# Gold Severum - Parents keep eating eggs



## mazfaz

Hi all, I have had a breeding pair of Gold severums for 6 months and they have laid eggs approx. 4 times in that period. After about two days the parents eat the eggs or the fry that have hatched. FYI there are no other fish in the tank. 

My questions are: 

1) Is it necessary to separate the parents from the eggs once they have been fertilised?

2) How do you know when the eggs are fertilised?

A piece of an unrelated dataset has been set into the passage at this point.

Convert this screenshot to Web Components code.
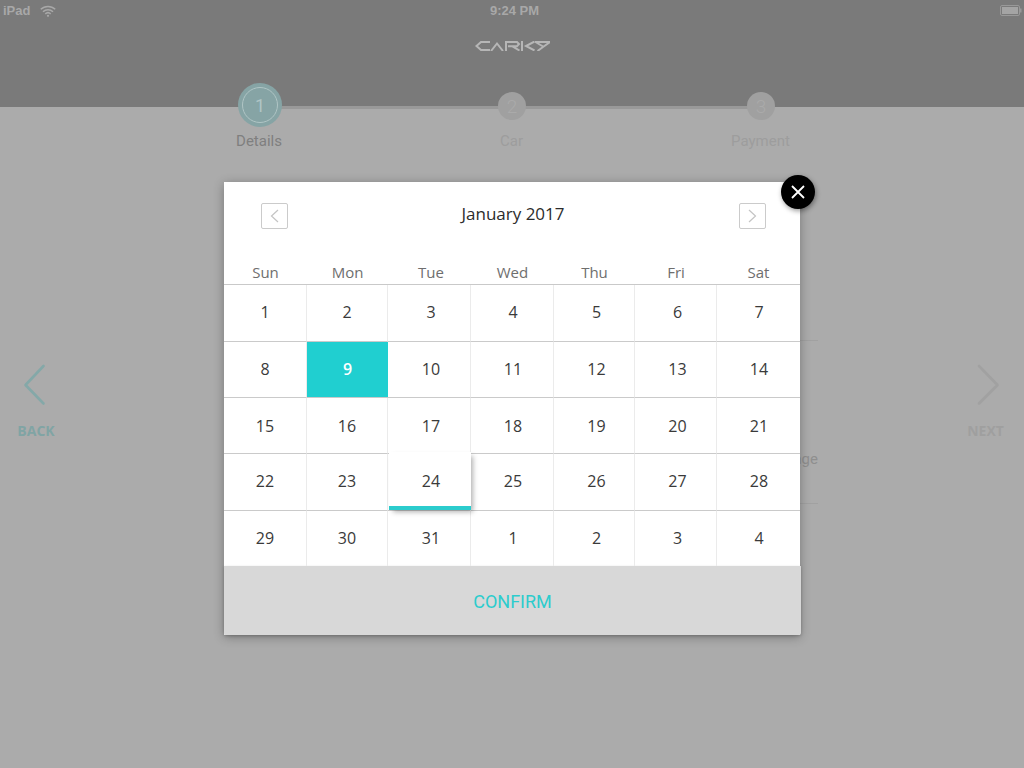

Any help is greatly appreciated


----------



## emc7

Usually after about 12 hrs, the fertilized eggs are getting clearer and the unfertilized eggs are turning white. Most egglayers fertilize the eggs as soon as they're layed. Some pairs will eventually "learn" to care for fry while others will go on eating their eggs spawn after spawn. I would try removing one parent only and seeing if the other one will care for the fry. Otherwise try to let them get to "wigglers" stage and then siphon out the fry or take the substrate. Caring for eggs is more of pain, you need fungicide and aeration. Its much nicer if you can let the fish to do the work. Also try leaving the lights on for a few days after they lay. It works with angels.


----------



## ron v

If the eggs have hatched, they were fertilized. How big is your tank? Is the tank in an active area in your house? If the parent fish don't feel secure, sometimes they will eat the eggs.


----------